Dernier tango à Bruxelles (Dessins de Cathy Beauvallet)

Dernier tango à Bruxelles (Dessins de Cathy Beauvallet)

Minuit.«Franchement, Istanbul, c’est pas terrible, les milongas sont nulles», me confie Pépé, une bouteille de bière à la main. Pépé a le cheveu en pétard et l’œil malicieux malgré son entêtement à s’avachir dans des tee-shirts mous et des canapés. On est à la Nouvelle Argonne, haut lieu des nuits du tango bruxellois : décor de brocante et vieux lustres déglingués, l’endroit a le charme magnétique des heures qui passent inaperçues. La piste est bondée, le bal bat son plein. Robe noire fendue ou jean et tee-shirt à fleurs, dos très nus, trop de parfum, chacun son chic. Ça circule mal, avec des jambes dans tous les sens : dans le jargon, on appelle ça des ventilateurs.

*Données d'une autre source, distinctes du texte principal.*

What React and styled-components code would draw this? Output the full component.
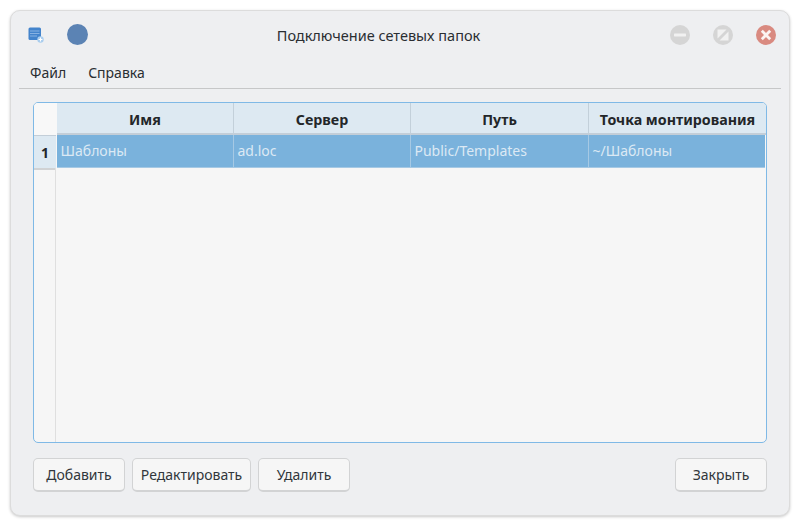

On attend que ça se libère un peu en buvant des bières au bar – lui parce qu’il est snob, moi, parce que je ne vois pas avec qui danser pour l’instant. On garde toujours un œil sur tout le monde : qui danse avec qui, et combien de fois. Si je danse avec untel là-bas, ça pourra me faire danser avec untel ensuite ici : stratégie oblige, on travaille sa côte en fonction de la hiérarchie des bons danseurs. «Enfin, pour les filles, c’est super, les mecs invitent tout le temps, continue Pépé. Mais pour moi… – Ouais, mais la ville est belle non ? – Ah ouais, la ville est super.» Istanbul, c’est la deuxième Mecque du tango, forcément un des sujets de discussion quand on a épuisé nos souvenirs religieux de Buenos Aires. Il faut les aborder l’air de rien, de préférence sous le regard envieux et admiratif de ceux qui n’y sont pas allés. Nous, les initiés, regard entendu.

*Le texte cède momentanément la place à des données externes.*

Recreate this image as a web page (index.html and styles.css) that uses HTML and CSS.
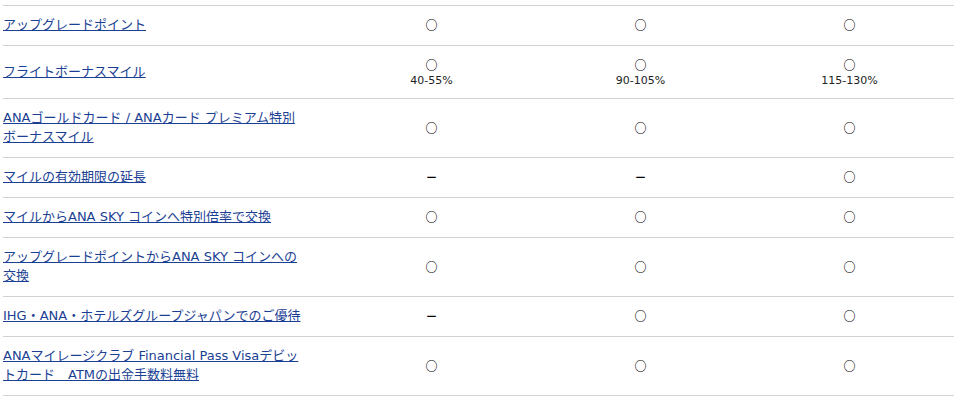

Une heure.«Vous parlez de quoi ? – De son cul. – Elle vient d’où ? – De Paris. – Ah, et on la connaît ?» Répondant à un cabeceo, signe de tête discret faisant ici office d’invitation, je quitte l’absence de conversation pour aller danser. Des bras que je ne connais pas, et dans mon abrazo, le sacro-saint enlacement du tango, je tiens cet homme comme si je l’avais aimé toute ma vie. Conseil d’un vieil Argentin édenté qui passait son temps à bouffer des Tic-Tac en m’apprenant l’essence de son art. Je pense à Miguel, surnommé par les filles à son insu «l’Abrazo orgasmique».

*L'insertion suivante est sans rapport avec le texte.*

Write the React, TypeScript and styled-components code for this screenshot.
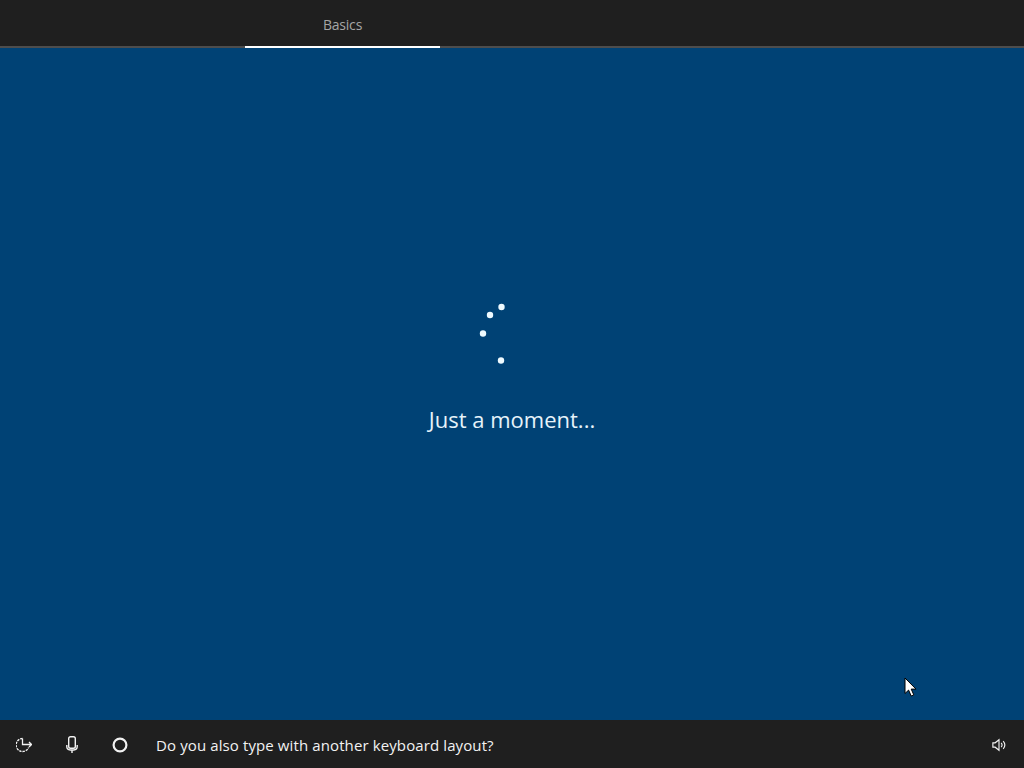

Quand on danse, on ne parle pas. On travaille des heures et des heures sa technique, répétant à l’infini dans son salon la délicatesse d’un pas, la souplesse d’un autre, pour réapprendre à marcher. C’est à ses pieds, et par métonymie à ses chaussures, qu’on reconnaît une bonne danseuse. Fondre dans les bras d’inconnus à qui on n’a rien à raconter, et dont on ne veut surtout pas connaître le nom. Rien n’existe hors du temps arrêté des nuits. Ce n’est pas qu’on aime ça, c’est qu’on ne peut pas faire autrement. On a tous le même rapport trouble à la séduction, mais on n’en parle surtout pas. Dans le petit cercle des freaks du tango, l’addiction, c’est la normalité.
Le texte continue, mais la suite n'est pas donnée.